**DATA LINES**
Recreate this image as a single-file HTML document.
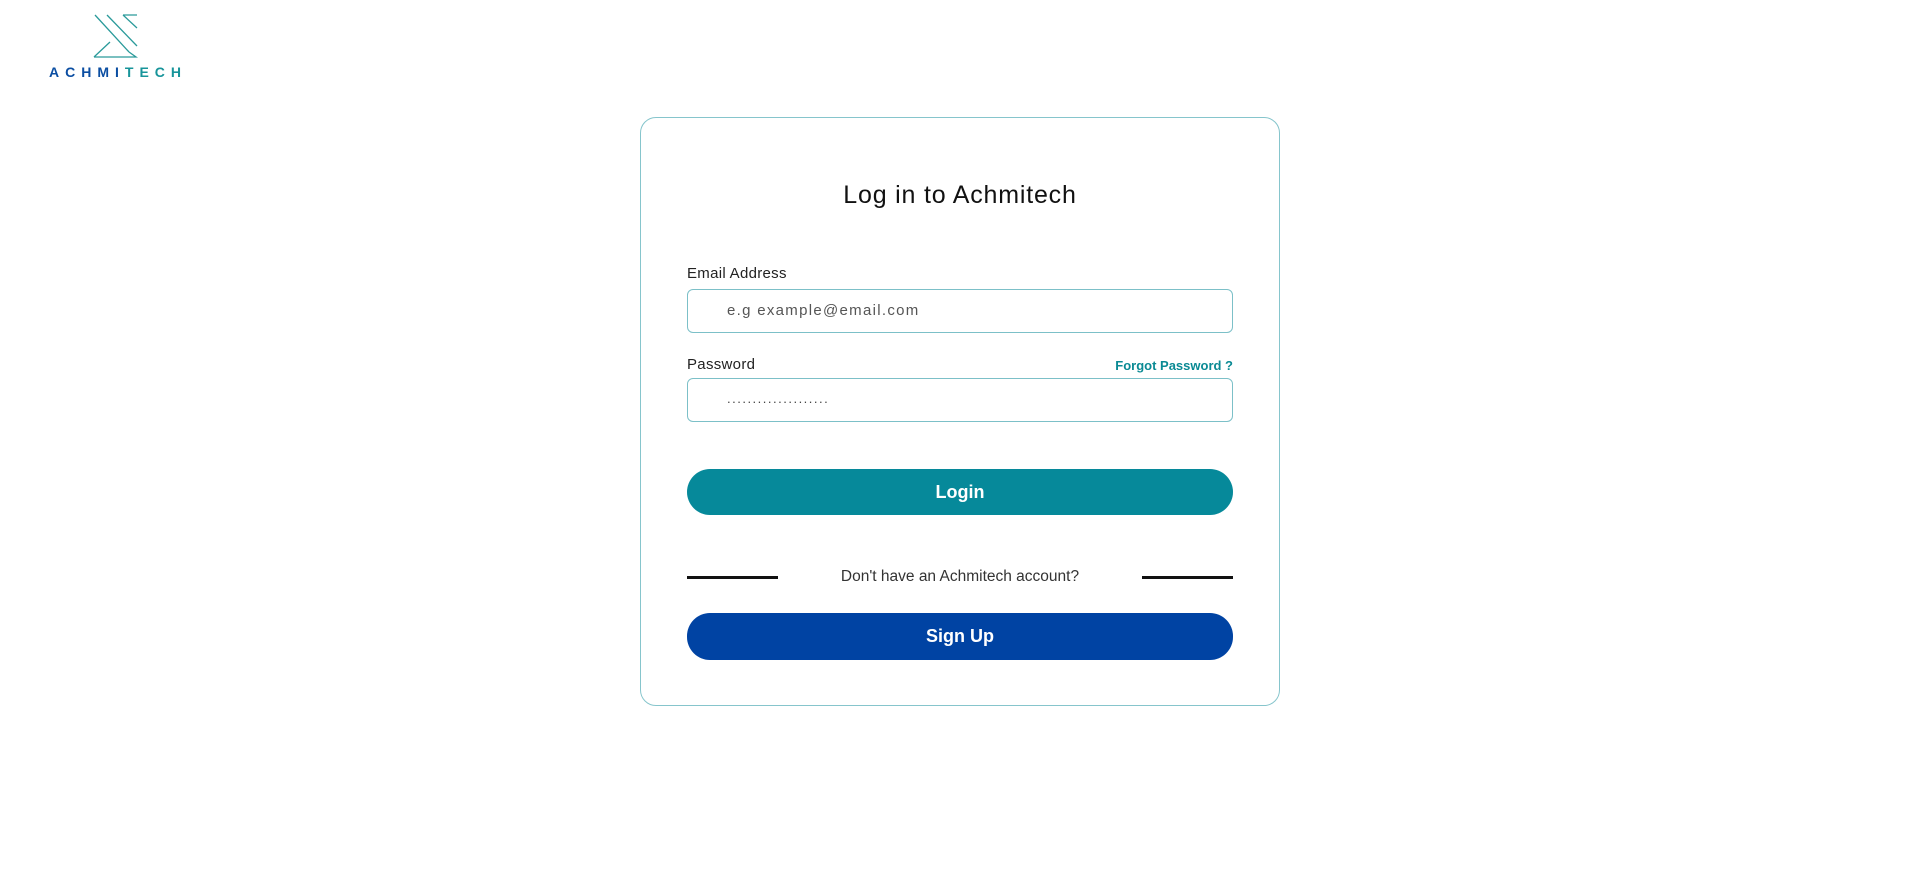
<!DOCTYPE html>
<html><head><meta charset="utf-8"><style>
*{box-sizing:border-box;margin:0;padding:0}
body{width:1919px;height:892px;background:#fff;font-family:"Liberation Sans",sans-serif;position:relative;overflow:hidden}
.abs{position:absolute}
.card{left:640px;top:117px;width:640px;height:589px;border:1px solid #86c5cc;border-radius:16px}
.title{left:640px;width:640px;top:181px;text-align:center;font-size:25px;color:#111;letter-spacing:0.8px}
.lbl{left:687px;font-size:15px;color:#222;letter-spacing:0.3px}
.inp{left:687px;width:546px;height:44px;border:1px solid #7cc0c8;border-radius:6px}
.btn{left:687px;width:546px;height:46px;border-radius:23px;color:#fff;font-weight:bold;font-size:18px;text-align:center;line-height:46px}
.line{height:3px;background:#111;width:91px;top:576px}
</style></head><body>
<svg class="abs" style="left:92px;top:14px" width="48" height="44" viewBox="0 0 48 44" fill="none" stroke="#2a9a9a" stroke-width="1.3">
<path d="M3 1 L37 38"/><path d="M15 1 L45 32"/><path d="M31 1 L45 1 M31 1 L45 14"/>
<path d="M2 43 L44 43 L37 38 M2 43 L18 28"/>
</svg>
<div class="abs" style="left:49px;top:64px;font-size:14px;font-weight:bold;letter-spacing:6px;color:#0b4ea2">ACHMI<span style="color:#17949a">TECH</span></div>
<div class="abs card"></div>
<div class="abs title">Log in to Achmitech</div>
<div class="abs lbl" style="top:265px">Email Address</div>
<div class="abs inp" style="top:289px"></div>
<div class="abs" style="left:727px;top:302px;font-size:15px;color:#555;letter-spacing:1.3px">e.g example@email.com</div>
<div class="abs lbl" style="top:356px">Password</div>
<div class="abs" style="left:1080px;width:153px;text-align:right;top:358px;font-size:13px;font-weight:bold;color:#0a8a94">Forgot Password ?</div>
<div class="abs inp" style="top:378px"></div>
<div class="abs" style="left:727px;top:391px;font-size:13px;color:#444;letter-spacing:1.5px">....................</div>
<div class="abs btn" style="top:469px;background:#06899a">Login</div>
<div class="abs line" style="left:687px"></div>
<div class="abs line" style="left:1142px"></div>
<div class="abs" style="left:778px;width:364px;text-align:center;top:568px;font-size:15.5px;color:#333">Don't have an Achmitech account?</div>
<div class="abs btn" style="top:613px;height:47px;line-height:47px;background:#0043a3">Sign Up</div>
</body></html>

**OBJECTIVE**
Reproduce the whole listing above word for word, but not its pictures.

**TASK RESULT**
Recreate this image as a single-file HTML document.
<!DOCTYPE html>
<html><head><meta charset="utf-8"><style>
*{box-sizing:border-box;margin:0;padding:0}
body{width:1919px;height:892px;background:#fff;font-family:"Liberation Sans",sans-serif;position:relative;overflow:hidden}
.abs{position:absolute}
.card{left:640px;top:117px;width:640px;height:589px;border:1px solid #86c5cc;border-radius:16px}
.title{left:640px;width:640px;top:181px;text-align:center;font-size:25px;color:#111;letter-spacing:0.8px}
.lbl{left:687px;font-size:15px;color:#222;letter-spacing:0.3px}
.inp{left:687px;width:546px;height:44px;border:1px solid #7cc0c8;border-radius:6px}
.btn{left:687px;width:546px;height:46px;border-radius:23px;color:#fff;font-weight:bold;font-size:18px;text-align:center;line-height:46px}
.line{height:3px;background:#111;width:91px;top:576px}
</style></head><body>
<svg class="abs" style="left:92px;top:14px" width="48" height="44" viewBox="0 0 48 44" fill="none" stroke="#2a9a9a" stroke-width="1.3">
<path d="M3 1 L37 38"/><path d="M15 1 L45 32"/><path d="M31 1 L45 1 M31 1 L45 14"/>
<path d="M2 43 L44 43 L37 38 M2 43 L18 28"/>
</svg>
<div class="abs" style="left:49px;top:64px;font-size:14px;font-weight:bold;letter-spacing:6px;color:#0b4ea2">ACHMI<span style="color:#17949a">TECH</span></div>
<div class="abs card"></div>
<div class="abs title">Log in to Achmitech</div>
<div class="abs lbl" style="top:265px">Email Address</div>
<div class="abs inp" style="top:289px"></div>
<div class="abs" style="left:727px;top:302px;font-size:15px;color:#555;letter-spacing:1.3px">e.g example@email.com</div>
<div class="abs lbl" style="top:356px">Password</div>
<div class="abs" style="left:1080px;width:153px;text-align:right;top:358px;font-size:13px;font-weight:bold;color:#0a8a94">Forgot Password ?</div>
<div class="abs inp" style="top:378px"></div>
<div class="abs" style="left:727px;top:391px;font-size:13px;color:#444;letter-spacing:1.5px">....................</div>
<div class="abs btn" style="top:469px;background:#06899a">Login</div>
<div class="abs line" style="left:687px"></div>
<div class="abs line" style="left:1142px"></div>
<div class="abs" style="left:778px;width:364px;text-align:center;top:568px;font-size:15.5px;color:#333">Don't have an Achmitech account?</div>
<div class="abs btn" style="top:613px;height:47px;line-height:47px;background:#0043a3">Sign Up</div>
</body></html>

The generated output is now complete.